◆ Exercise details ◆
Copy every line that holds "components".
## BEGIN
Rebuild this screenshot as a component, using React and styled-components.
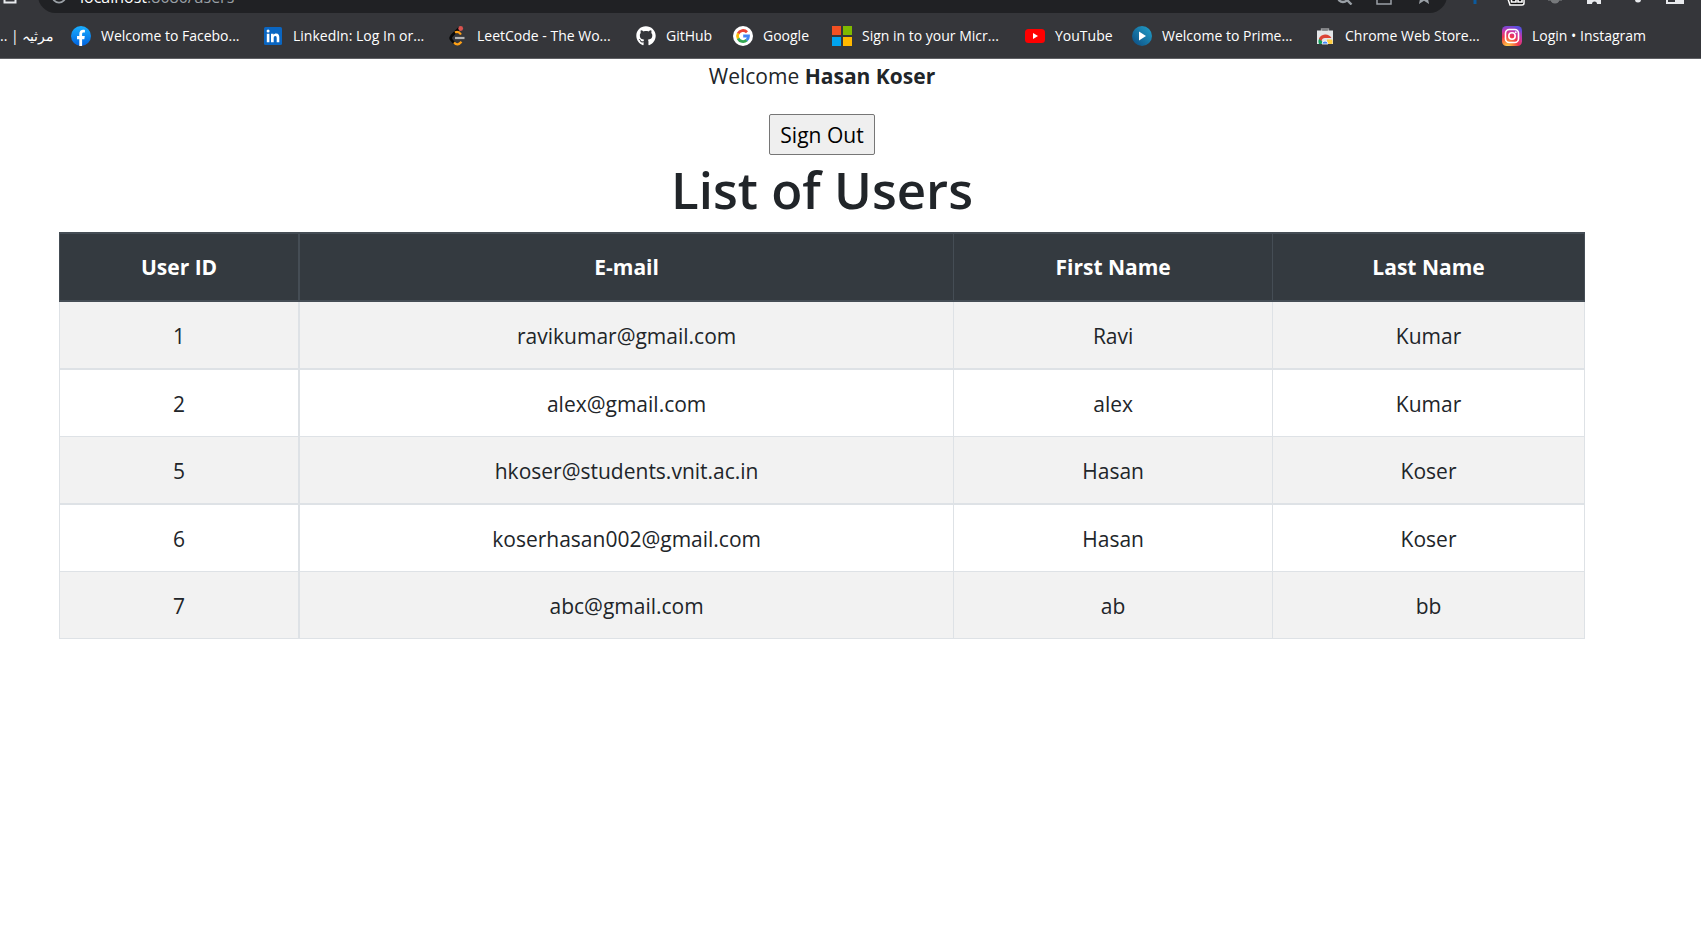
import React from 'react';
import styled, { createGlobalStyle } from 'styled-components';
import { FaGithub } from 'react-icons/fa';

const Global = createGlobalStyle`
  *, *::before, *::after { box-sizing: border-box; }
  body {
    margin: 0;
    background: #fff;
    color: #212529;
    font-family: 'Open Sans', 'Segoe UI', sans-serif;
    font-size: 21px;
    line-height: 34px;
    overflow-x: hidden;
  }
`;

const Chrome = styled.header`
  background: #35363a;
  border-bottom: 1px solid #5f6064;
  overflow: hidden;
`;

const Toolbar = styled.div`
  display: flex;
  align-items: flex-end;
  height: 13px;
  padding-right: 6px;
  overflow: hidden;
`;

const ToolButton = styled.button`
  display: flex;
  align-items: center;
  justify-content: center;
  flex: none;
  width: ${(p) => p.$width || 40}px;
  height: 35px;
  padding: 0;
  border: 0;
  background: none;
`;

const Omnibox = styled.div`
  display: flex;
  align-items: center;
  flex: 1;
  height: 35px;
  margin: 0 8px 0 18px;
  padding-right: 3px;
  border-radius: 18px;
  background: #202124;
`;

const Address = styled.a`
  flex: 1;
  padding-top: 3px;
  color: #9aa0a6;
  font-size: 16px;
  line-height: 32px;
  text-decoration: none;
`;

const Host = styled.span`
  color: #fff;
`;

const Bookmarks = styled.nav`
  display: flex;
  align-items: center;
  height: 45px;
  overflow: hidden;
`;

const Bookmark = styled.a`
  display: flex;
  align-items: center;
  flex: none;
  gap: 10px;
  width: ${(p) => p.$width}px;
  color: #fff;
  font-size: 14px;
  line-height: 20px;
  white-space: nowrap;
  text-decoration: none;
  svg { flex: none; }
`;

const Page = styled.main`
  padding: 0 116px 40px 59px;
  text-align: center;
`;

const Welcome = styled.p`
  margin: 0 0 21px;
`;

const SignOut = styled.button`
  display: block;
  height: 41px;
  margin: 0 auto;
  padding: 0 10px;
  border: 1px solid #767676;
  border-radius: 2px;
  background: #efefef;
  color: #000;
  font: inherit;
`;

const Title = styled.h1`
  margin: 0 0 9px;
  font-size: 51px;
  font-weight: 600;
  line-height: 68px;
`;

const Table = styled.table`
  width: 100%;
  table-layout: fixed;
  border-collapse: separate;
  border-spacing: 0;
`;

const Column = styled.col`
  width: ${(p) => p.$share}%;
`;

const HeadCell = styled.th`
  padding: 16px;
  border: solid #454d55;
  border-width: 2px 1px 2px 0;
  background: #343a40;
  color: #fff;
  font-weight: 700;
  &:first-child { border-right-width: 2px; border-left-width: 1px; }
`;

const Cell = styled.td`
  padding: 17px 16px 15px;
  border: solid #dee2e6;
  border-width: 0 1px 1px 0;
  &:first-child { border-right-width: 2px; border-left-width: 1px; }
`;

const Row = styled.tr`
  &:nth-child(odd) { background: #f2f2f2; }
  &:nth-child(odd):not(:last-child) > td { border-bottom-width: 2px; }
`;

const HomeIcon = () => (
  <svg width="18" height="18" viewBox="0 0 18 18" fill="none" stroke="#e8eaed" strokeWidth="2">
    <path d="M3.500 7v8.500h11V7M1 9l8-7.500L17 9" />
  </svg>
);

const InfoIcon = () => (
  <svg width="16" height="16" viewBox="0 0 16 16" fill="none" stroke="#9aa0a6" strokeWidth="1.800">
    <circle cx="8" cy="8" r="6.600" />
    <path d="M8 7v4M8 4v1.500" />
  </svg>
);

const SearchIcon = () => (
  <svg width="18" height="18" viewBox="0 0 18 18" fill="none" stroke="#9aa0a6" strokeWidth="2.400">
    <circle cx="8" cy="10" r="5" />
    <path d="m11.500 12.500 5 5" />
  </svg>
);

const ShareIcon = () => (
  <svg width="18" height="18" viewBox="0 0 18 18" fill="none" stroke="#9aa0a6" strokeWidth="1.500">
    <path d="M2 6v11h14v-4M6 12c0-4 3-6 7-6M10 2l5 4-5 4" />
  </svg>
);

const StarIcon = () => (
  <svg width="18" height="18" viewBox="0 0 18 18">
    <path d="m9 1 2.300 5.500 5.900.5-4.500 3.900L14.100 17 9 13.700 3.900 17l1.400-6.100L.8 7l5.900-.5z" fill="#9aa0a6" />
  </svg>
);

const PinIcon = () => (
  <svg width="18" height="18" viewBox="0 0 18 18">
    <path d="M7.500 0h3v17h-3z" fill="#0b5a9d" />
  </svg>
);

const CounterIcon = () => (
  <svg width="20" height="20" viewBox="0 0 20 20">
    <path d="M0 13h3l2 6h12q2 0 2-2v-6H4z" fill="#111" stroke="#fff" strokeWidth="1.500" />
    <path d="M6.500 9h4.500v7H6.500zM13 9h4v7h-4z" fill="none" stroke="#fff" strokeWidth="1.600" />
  </svg>
);

const LampIcon = () => (
  <svg width="18" height="18" viewBox="0 0 18 18" fill="#77797c">
    <circle cx="9" cy="12" r="4.500" />
    <path d="M2 12.500h14v1.500H2z" opacity=".6" />
  </svg>
);

const PuzzleIcon = () => (
  <svg width="18" height="18" viewBox="0 0 18 18" fill="#e8eaed">
    <path d="M1 4h5a2.500 2.500 0 0 1 5 0h4v4a2.500 2.500 0 0 1 0 5v4h-4a2.500 2.500 0 0 0-5 0H1v-4.500a2.500 2.500 0 0 0 0-5z" />
  </svg>
);

const MusicIcon = () => (
  <svg width="18" height="18" viewBox="0 0 18 18" fill="#e8eaed">
    <circle cx="12" cy="12.500" r="3" />
    <path d="M13 2h2v10h-2z" />
  </svg>
);

const PanelIcon = () => (
  <svg width="18" height="18" viewBox="0 0 18 18">
    <path d="M1 2h16v14H1z" fill="none" stroke="#e8eaed" strokeWidth="2" />
    <path d="M9 2h8v14H9z" fill="#e8eaed" />
  </svg>
);

const FacebookLogo = () => (
  <svg width="20" height="20" viewBox="0 0 20 20">
    <defs><linearGradient id="fb" x2="0" y2="1"><stop stopColor="#19afff" /><stop offset="1" stopColor="#0062e0" /></linearGradient></defs>
    <circle cx="10" cy="10" r="10" fill="url(#fb)" />
    <path d="M8.300 20v-6.800H6V10h2.300V8c0-2.700 1.500-4.200 3.900-4.200.8 0 1.700.2 1.700.2v2.600h-1.300c-1.100 0-1.500.7-1.500 1.500V10h2.700l-.5 3.200h-2.200V20z" fill="#fff" />
  </svg>
);

const LinkedInLogo = () => (
  <svg width="20" height="20" viewBox="0 0 20 20">
    <rect x="1" y="1" width="18" height="18" rx="1.500" fill="#0a66c2" />
    <path d="M3.800 7.800h2.600v8.400H3.800zM5.100 3.600a1.500 1.500 0 1 1 0 3 1.500 1.500 0 0 1 0-3zM8 7.800h2.500V9c.5-.8 1.400-1.400 2.600-1.400 2.600 0 3.200 1.700 3.200 4v4.600h-2.600v-4.100c0-1 0-2.200-1.400-2.200s-1.600 1.100-1.600 2.200v4.100H8z" fill="#fff" />
  </svg>
);

const LeetCodeLogo = () => (
  <svg width="20" height="20" viewBox="0 0 20 20" fill="none" strokeWidth="2.200">
    <path d="M12.500 2 4.500 10q-1.800 2 0 4l3 3.500" stroke="#090909" strokeWidth="2.600" />
    <path d="M8 6.500q3.500-1.800 6 2M7 16.500q3.500 4 7.500-.8" stroke="#ffa116" />
    <path d="M8 12h9.500" stroke="#b3b3b3" />
    <circle cx="13.700" cy="2.500" r="2.400" fill="#d9534f" />
  </svg>
);

const GoogleLogo = () => (
  <svg width="20" height="20" viewBox="0 0 20 20" fill="none" strokeWidth="2.800">
    <circle cx="10" cy="10" r="10" fill="#fff" />
    <path d="M5.100 7.600A5.500 5.500 0 0 1 14 6.200" stroke="#ea4335" />
    <path d="M5.200 12.600a5.500 5.500 0 0 1 0-5.200" stroke="#fbbc05" />
    <path d="M13.700 14.100a5.500 5.500 0 0 1-8.600-1.600" stroke="#34a853" />
    <path d="M10.200 10h5.300a5.400 5.400 0 0 1-1.900 4.200" stroke="#4285f4" />
  </svg>
);

const MicrosoftLogo = () => (
  <svg width="20" height="20" viewBox="0 0 20 20">
    <path d="M0 0h9v9H0z" fill="#f25022" />
    <path d="M11 0h9v9h-9z" fill="#7fba00" />
    <path d="M0 11h9v9H0z" fill="#00a4ef" />
    <path d="M11 11h9v9h-9z" fill="#ffb900" />
  </svg>
);

const YouTubeLogo = () => (
  <svg width="20" height="20" viewBox="0 0 20 20">
    <rect y="3" width="20" height="14" rx="3.500" fill="#f00" />
    <path d="m8 7 5 3-5 3z" fill="#fff" />
  </svg>
);

const PrimeLogo = () => (
  <svg width="20" height="20" viewBox="0 0 20 20">
    <defs><linearGradient id="pv" x1="0" y1="1" x2="1" y2="0"><stop stopColor="#0c4a80" /><stop offset="1" stopColor="#22a2cc" /></linearGradient></defs>
    <circle cx="10" cy="10" r="10" fill="url(#pv)" />
    <path d="m7 5.500 7 4.500-7 4.500z" fill="#fff" />
  </svg>
);

const WebStoreLogo = () => (
  <svg width="20" height="20" viewBox="0 0 20 20">
    <path d="M6.500 5V3h7v2" fill="none" stroke="#9a9c9f" strokeWidth="1.400" />
    <path d="M2 4.500h16V18H2z" fill="#e4e6e8" />
    <path d="M4 18a6 6 0 0 1 .9-6.300L8 17v1z" fill="#0f9d58" />
    <path d="M3.900 12.800a7 7 0 0 1 12.600-.8H10a3.500 3.500 0 0 0-3.400 3z" fill="#db4437" />
    <path d="M12 13.500h5.200a7 7 0 0 1 0 4.500H12z" fill="#ffcd40" />
    <path d="M7 18a3 3 0 0 1 6 0z" fill="#4285f4" stroke="#fff" strokeWidth=".8" />
  </svg>
);

const InstagramLogo = () => (
  <svg width="20" height="20" viewBox="0 0 20 20" fill="none" stroke="#fff" strokeWidth="1.600">
    <defs>
      <radialGradient id="ig" cx=".28" cy="1.050" r="1.100">
        <stop stopColor="#fd5" /><stop offset=".25" stopColor="#fb8c3c" /><stop offset=".5" stopColor="#f0364f" /><stop offset=".75" stopColor="#c837ab" /><stop offset="1" stopColor="#5b4fe0" />
      </radialGradient>
    </defs>
    <rect width="20" height="20" rx="4.500" fill="url(#ig)" stroke="none" />
    <rect x="3.500" y="3.500" width="13" height="13" rx="3.800" />
    <circle cx="10" cy="10" r="3.200" />
    <circle cx="13.800" cy="6.200" r=".9" fill="#fff" stroke="none" />
  </svg>
);

const extensions = [
  { name: 'Pin', icon: <PinIcon /> },
  { name: 'Counter', icon: <CounterIcon /> },
  { name: 'Lamp', icon: <LampIcon /> },
  { name: 'Extensions', icon: <PuzzleIcon /> },
  { name: 'Media', icon: <MusicIcon /> },
  { name: 'Side panel', icon: <PanelIcon /> },
];

const bookmarks = [
  { label: '.. | مرثیہ', width: 71 },
  { label: 'Welcome to Facebo...', width: 192, icon: <FacebookLogo /> },
  { label: 'LinkedIn: Log In or...', width: 184, icon: <LinkedInLogo /> },
  { label: 'LeetCode - The Wo...', width: 189, icon: <LeetCodeLogo /> },
  { label: 'GitHub', width: 97, icon: <FaGithub size={20} /> },
  { label: 'Google', width: 99, icon: <GoogleLogo /> },
  { label: 'Sign in to your Micr...', width: 193, icon: <MicrosoftLogo /> },
  { label: 'YouTube', width: 107, icon: <YouTubeLogo /> },
  { label: 'Welcome to Prime...', width: 183, icon: <PrimeLogo /> },
  { label: 'Chrome Web Store...', width: 187, icon: <WebStoreLogo /> },
  { label: 'Login • Instagram', width: 147, icon: <InstagramLogo /> },
];

const columns = [
  { title: 'User ID', share: 15.8 },
  { title: 'E-mail', share: 42.86 },
  { title: 'First Name', share: 20.9 },
  { title: 'Last Name', share: 20.44 },
];

const users = [
  ['1', 'ravikumar@gmail.com', 'Ravi', 'Kumar'],
  ['2', 'alex@gmail.com', 'alex', 'Kumar'],
  ['5', 'hkoser@students.vnit.ac.in', 'Hasan', 'Koser'],
  ['6', 'koserhasan002@gmail.com', 'Hasan', 'Koser'],
  ['7', 'abc@gmail.com', 'ab', 'bb'],
];

export default function App() {
  return (
    <>
      <Global />
      <Chrome>
        <Toolbar>
          <ToolButton type="button" aria-label="Home" $width={20}><HomeIcon /></ToolButton>
          <Omnibox>
            <ToolButton type="button" aria-label="Site information" $width={42}><InfoIcon /></ToolButton>
            <Address href="#"><Host>localhost</Host>:8080/users</Address>
            <ToolButton type="button" aria-label="Zoom"><SearchIcon /></ToolButton>
            <ToolButton type="button" aria-label="Share"><ShareIcon /></ToolButton>
            <ToolButton type="button" aria-label="Bookmark this page"><StarIcon /></ToolButton>
          </Omnibox>
          {extensions.map((e) => (
            <ToolButton key={e.name} type="button" aria-label={e.name}>{e.icon}</ToolButton>
          ))}
        </Toolbar>
        <Bookmarks aria-label="Bookmarks">
          {bookmarks.map((b) => (
            <Bookmark key={b.label} href="#" $width={b.width}>{b.icon}{b.label}</Bookmark>
          ))}
        </Bookmarks>
      </Chrome>
      <Page>
        <Welcome>Welcome <b>Hasan Koser</b></Welcome>
        <SignOut type="button">Sign Out</SignOut>
        <Title>List of Users</Title>
        <Table>
          <colgroup>{columns.map((c) => <Column key={c.title} $share={c.share} />)}</colgroup>
          <thead>
            <tr>{columns.map((c) => <HeadCell key={c.title} scope="col">{c.title}</HeadCell>)}</tr>
          </thead>
          <tbody>
            {users.map((u) => (
              <Row key={u[0]}>{u.map((v, i) => <Cell key={i}>{v}</Cell>)}</Row>
            ))}
          </tbody>
        </Table>
      </Page>
    </>
  );
}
## END
◆ Result for this exercise ◆
Rebuild this screenshot as a component, using React and styled-components.
import styled, { createGlobalStyle } from 'styled-components';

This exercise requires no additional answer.